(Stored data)
• • • • • • •

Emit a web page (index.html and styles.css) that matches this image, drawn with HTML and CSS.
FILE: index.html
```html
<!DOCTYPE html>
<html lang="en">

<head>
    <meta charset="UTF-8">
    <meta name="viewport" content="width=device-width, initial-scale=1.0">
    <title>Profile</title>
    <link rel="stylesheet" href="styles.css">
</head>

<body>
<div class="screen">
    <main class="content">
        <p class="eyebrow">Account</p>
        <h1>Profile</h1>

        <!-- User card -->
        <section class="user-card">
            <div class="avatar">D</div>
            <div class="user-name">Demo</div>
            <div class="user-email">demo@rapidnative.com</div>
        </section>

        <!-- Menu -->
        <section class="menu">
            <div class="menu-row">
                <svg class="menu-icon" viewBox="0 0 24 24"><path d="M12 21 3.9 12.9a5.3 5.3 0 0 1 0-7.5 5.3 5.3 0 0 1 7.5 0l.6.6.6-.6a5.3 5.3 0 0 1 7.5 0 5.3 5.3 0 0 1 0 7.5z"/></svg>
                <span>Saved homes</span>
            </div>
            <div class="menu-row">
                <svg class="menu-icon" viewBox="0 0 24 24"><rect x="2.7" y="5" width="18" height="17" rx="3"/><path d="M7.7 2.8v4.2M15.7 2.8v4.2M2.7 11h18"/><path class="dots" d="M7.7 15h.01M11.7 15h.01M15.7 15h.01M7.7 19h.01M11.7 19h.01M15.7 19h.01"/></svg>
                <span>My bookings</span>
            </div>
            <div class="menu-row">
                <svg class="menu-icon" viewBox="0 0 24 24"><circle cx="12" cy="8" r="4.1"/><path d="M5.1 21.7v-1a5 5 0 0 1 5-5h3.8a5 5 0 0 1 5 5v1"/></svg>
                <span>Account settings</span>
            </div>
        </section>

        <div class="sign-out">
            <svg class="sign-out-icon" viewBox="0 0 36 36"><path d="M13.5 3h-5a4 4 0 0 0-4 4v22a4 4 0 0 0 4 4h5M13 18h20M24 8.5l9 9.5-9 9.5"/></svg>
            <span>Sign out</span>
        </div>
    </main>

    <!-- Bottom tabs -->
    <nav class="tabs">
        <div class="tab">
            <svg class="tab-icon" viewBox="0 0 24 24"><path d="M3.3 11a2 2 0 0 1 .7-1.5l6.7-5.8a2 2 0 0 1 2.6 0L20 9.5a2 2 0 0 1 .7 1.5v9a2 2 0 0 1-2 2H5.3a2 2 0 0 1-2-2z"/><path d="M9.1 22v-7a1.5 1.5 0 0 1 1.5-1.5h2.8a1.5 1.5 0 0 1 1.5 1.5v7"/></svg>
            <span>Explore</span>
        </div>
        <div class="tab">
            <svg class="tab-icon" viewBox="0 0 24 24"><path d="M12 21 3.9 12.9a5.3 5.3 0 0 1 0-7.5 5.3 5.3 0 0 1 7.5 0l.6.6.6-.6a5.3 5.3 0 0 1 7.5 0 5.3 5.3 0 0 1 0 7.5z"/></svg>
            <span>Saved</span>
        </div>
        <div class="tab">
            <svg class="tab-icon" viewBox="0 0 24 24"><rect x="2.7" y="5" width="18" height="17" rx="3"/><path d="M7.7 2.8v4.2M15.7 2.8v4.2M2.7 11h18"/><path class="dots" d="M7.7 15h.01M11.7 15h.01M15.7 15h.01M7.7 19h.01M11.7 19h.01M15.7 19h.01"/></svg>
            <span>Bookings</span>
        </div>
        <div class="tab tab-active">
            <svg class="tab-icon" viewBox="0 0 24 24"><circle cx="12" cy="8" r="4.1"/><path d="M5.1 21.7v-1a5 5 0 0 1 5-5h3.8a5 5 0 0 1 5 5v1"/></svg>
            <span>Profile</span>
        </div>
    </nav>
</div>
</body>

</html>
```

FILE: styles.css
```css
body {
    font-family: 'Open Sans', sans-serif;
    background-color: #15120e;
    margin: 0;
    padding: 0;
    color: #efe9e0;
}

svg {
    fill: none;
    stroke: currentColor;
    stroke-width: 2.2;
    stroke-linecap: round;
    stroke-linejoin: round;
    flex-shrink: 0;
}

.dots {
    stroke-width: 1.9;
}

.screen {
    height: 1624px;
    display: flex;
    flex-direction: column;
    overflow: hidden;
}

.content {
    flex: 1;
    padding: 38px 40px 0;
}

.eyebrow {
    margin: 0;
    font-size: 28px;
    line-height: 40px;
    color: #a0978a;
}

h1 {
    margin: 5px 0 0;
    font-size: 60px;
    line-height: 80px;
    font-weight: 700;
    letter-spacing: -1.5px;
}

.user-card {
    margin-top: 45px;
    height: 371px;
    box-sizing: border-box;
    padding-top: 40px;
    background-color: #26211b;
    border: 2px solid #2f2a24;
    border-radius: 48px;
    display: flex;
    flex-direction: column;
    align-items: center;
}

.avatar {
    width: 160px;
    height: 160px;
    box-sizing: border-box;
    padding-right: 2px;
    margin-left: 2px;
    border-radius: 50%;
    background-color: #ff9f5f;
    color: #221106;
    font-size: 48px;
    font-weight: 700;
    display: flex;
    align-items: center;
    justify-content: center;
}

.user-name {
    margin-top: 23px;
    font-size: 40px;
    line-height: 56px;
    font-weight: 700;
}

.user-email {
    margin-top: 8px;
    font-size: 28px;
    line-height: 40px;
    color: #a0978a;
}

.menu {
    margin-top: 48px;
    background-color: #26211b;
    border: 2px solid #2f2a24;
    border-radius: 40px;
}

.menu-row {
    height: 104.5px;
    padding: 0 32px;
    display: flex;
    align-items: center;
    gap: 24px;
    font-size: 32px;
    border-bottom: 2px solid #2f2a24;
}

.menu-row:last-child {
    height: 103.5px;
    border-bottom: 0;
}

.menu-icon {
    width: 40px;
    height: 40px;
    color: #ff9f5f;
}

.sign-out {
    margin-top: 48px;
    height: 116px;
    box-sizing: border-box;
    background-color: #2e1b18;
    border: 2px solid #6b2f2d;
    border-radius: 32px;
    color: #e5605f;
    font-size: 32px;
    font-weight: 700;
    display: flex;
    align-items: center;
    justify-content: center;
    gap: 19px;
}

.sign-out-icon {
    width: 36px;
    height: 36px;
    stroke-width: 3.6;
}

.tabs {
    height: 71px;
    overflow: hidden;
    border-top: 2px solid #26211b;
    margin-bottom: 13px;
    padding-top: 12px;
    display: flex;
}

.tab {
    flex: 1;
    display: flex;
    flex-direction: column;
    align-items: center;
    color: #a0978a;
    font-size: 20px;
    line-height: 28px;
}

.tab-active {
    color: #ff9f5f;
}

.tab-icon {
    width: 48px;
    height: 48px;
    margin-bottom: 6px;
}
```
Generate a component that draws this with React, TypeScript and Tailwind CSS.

• • • • • • •

* Written exercise: Reproduce the entries above exactly.

* The answer:
Emit a web page (index.html and styles.css) that matches this image, drawn with HTML and CSS.
FILE: index.html
```html
<!DOCTYPE html>
<html lang="en">

<head>
    <meta charset="UTF-8">
    <meta name="viewport" content="width=device-width, initial-scale=1.0">
    <title>Profile</title>
    <link rel="stylesheet" href="styles.css">
</head>

<body>
<div class="screen">
    <main class="content">
        <p class="eyebrow">Account</p>
        <h1>Profile</h1>

        <!-- User card -->
        <section class="user-card">
            <div class="avatar">D</div>
            <div class="user-name">Demo</div>
            <div class="user-email">demo@rapidnative.com</div>
        </section>

        <!-- Menu -->
        <section class="menu">
            <div class="menu-row">
                <svg class="menu-icon" viewBox="0 0 24 24"><path d="M12 21 3.9 12.9a5.3 5.3 0 0 1 0-7.5 5.3 5.3 0 0 1 7.5 0l.6.6.6-.6a5.3 5.3 0 0 1 7.5 0 5.3 5.3 0 0 1 0 7.5z"/></svg>
                <span>Saved homes</span>
            </div>
            <div class="menu-row">
                <svg class="menu-icon" viewBox="0 0 24 24"><rect x="2.7" y="5" width="18" height="17" rx="3"/><path d="M7.7 2.8v4.2M15.7 2.8v4.2M2.7 11h18"/><path class="dots" d="M7.7 15h.01M11.7 15h.01M15.7 15h.01M7.7 19h.01M11.7 19h.01M15.7 19h.01"/></svg>
                <span>My bookings</span>
            </div>
            <div class="menu-row">
                <svg class="menu-icon" viewBox="0 0 24 24"><circle cx="12" cy="8" r="4.1"/><path d="M5.1 21.7v-1a5 5 0 0 1 5-5h3.8a5 5 0 0 1 5 5v1"/></svg>
                <span>Account settings</span>
            </div>
        </section>

        <div class="sign-out">
            <svg class="sign-out-icon" viewBox="0 0 36 36"><path d="M13.5 3h-5a4 4 0 0 0-4 4v22a4 4 0 0 0 4 4h5M13 18h20M24 8.5l9 9.5-9 9.5"/></svg>
            <span>Sign out</span>
        </div>
    </main>

    <!-- Bottom tabs -->
    <nav class="tabs">
        <div class="tab">
            <svg class="tab-icon" viewBox="0 0 24 24"><path d="M3.3 11a2 2 0 0 1 .7-1.5l6.7-5.8a2 2 0 0 1 2.6 0L20 9.5a2 2 0 0 1 .7 1.5v9a2 2 0 0 1-2 2H5.3a2 2 0 0 1-2-2z"/><path d="M9.1 22v-7a1.5 1.5 0 0 1 1.5-1.5h2.8a1.5 1.5 0 0 1 1.5 1.5v7"/></svg>
            <span>Explore</span>
        </div>
        <div class="tab">
            <svg class="tab-icon" viewBox="0 0 24 24"><path d="M12 21 3.9 12.9a5.3 5.3 0 0 1 0-7.5 5.3 5.3 0 0 1 7.5 0l.6.6.6-.6a5.3 5.3 0 0 1 7.5 0 5.3 5.3 0 0 1 0 7.5z"/></svg>
            <span>Saved</span>
        </div>
        <div class="tab">
            <svg class="tab-icon" viewBox="0 0 24 24"><rect x="2.7" y="5" width="18" height="17" rx="3"/><path d="M7.7 2.8v4.2M15.7 2.8v4.2M2.7 11h18"/><path class="dots" d="M7.7 15h.01M11.7 15h.01M15.7 15h.01M7.7 19h.01M11.7 19h.01M15.7 19h.01"/></svg>
            <span>Bookings</span>
        </div>
        <div class="tab tab-active">
            <svg class="tab-icon" viewBox="0 0 24 24"><circle cx="12" cy="8" r="4.1"/><path d="M5.1 21.7v-1a5 5 0 0 1 5-5h3.8a5 5 0 0 1 5 5v1"/></svg>
            <span>Profile</span>
        </div>
    </nav>
</div>
</body>

</html>
```

FILE: styles.css
```css
body {
    font-family: 'Open Sans', sans-serif;
    background-color: #15120e;
    margin: 0;
    padding: 0;
    color: #efe9e0;
}

svg {
    fill: none;
    stroke: currentColor;
    stroke-width: 2.2;
    stroke-linecap: round;
    stroke-linejoin: round;
    flex-shrink: 0;
}

.dots {
    stroke-width: 1.9;
}

.screen {
    height: 1624px;
    display: flex;
    flex-direction: column;
    overflow: hidden;
}

.content {
    flex: 1;
    padding: 38px 40px 0;
}

.eyebrow {
    margin: 0;
    font-size: 28px;
    line-height: 40px;
    color: #a0978a;
}

h1 {
    margin: 5px 0 0;
    font-size: 60px;
    line-height: 80px;
    font-weight: 700;
    letter-spacing: -1.5px;
}

.user-card {
    margin-top: 45px;
    height: 371px;
    box-sizing: border-box;
    padding-top: 40px;
    background-color: #26211b;
    border: 2px solid #2f2a24;
    border-radius: 48px;
    display: flex;
    flex-direction: column;
    align-items: center;
}

.avatar {
    width: 160px;
    height: 160px;
    box-sizing: border-box;
    padding-right: 2px;
    margin-left: 2px;
    border-radius: 50%;
    background-color: #ff9f5f;
    color: #221106;
    font-size: 48px;
    font-weight: 700;
    display: flex;
    align-items: center;
    justify-content: center;
}

.user-name {
    margin-top: 23px;
    font-size: 40px;
    line-height: 56px;
    font-weight: 700;
}

.user-email {
    margin-top: 8px;
    font-size: 28px;
    line-height: 40px;
    color: #a0978a;
}

.menu {
    margin-top: 48px;
    background-color: #26211b;
    border: 2px solid #2f2a24;
    border-radius: 40px;
}

.menu-row {
    height: 104.5px;
    padding: 0 32px;
    display: flex;
    align-items: center;
    gap: 24px;
    font-size: 32px;
    border-bottom: 2px solid #2f2a24;
}

.menu-row:last-child {
    height: 103.5px;
    border-bottom: 0;
}

.menu-icon {
    width: 40px;
    height: 40px;
    color: #ff9f5f;
}

.sign-out {
    margin-top: 48px;
    height: 116px;
    box-sizing: border-box;
    background-color: #2e1b18;
    border: 2px solid #6b2f2d;
    border-radius: 32px;
    color: #e5605f;
    font-size: 32px;
    font-weight: 700;
    display: flex;
    align-items: center;
    justify-content: center;
    gap: 19px;
}

.sign-out-icon {
    width: 36px;
    height: 36px;
    stroke-width: 3.6;
}

.tabs {
    height: 71px;
    overflow: hidden;
    border-top: 2px solid #26211b;
    margin-bottom: 13px;
    padding-top: 12px;
    display: flex;
}

.tab {
    flex: 1;
    display: flex;
    flex-direction: column;
    align-items: center;
    color: #a0978a;
    font-size: 20px;
    line-height: 28px;
}

.tab-active {
    color: #ff9f5f;
}

.tab-icon {
    width: 48px;
    height: 48px;
    margin-bottom: 6px;
}
```
Generate a component that draws this with React, TypeScript and Tailwind CSS.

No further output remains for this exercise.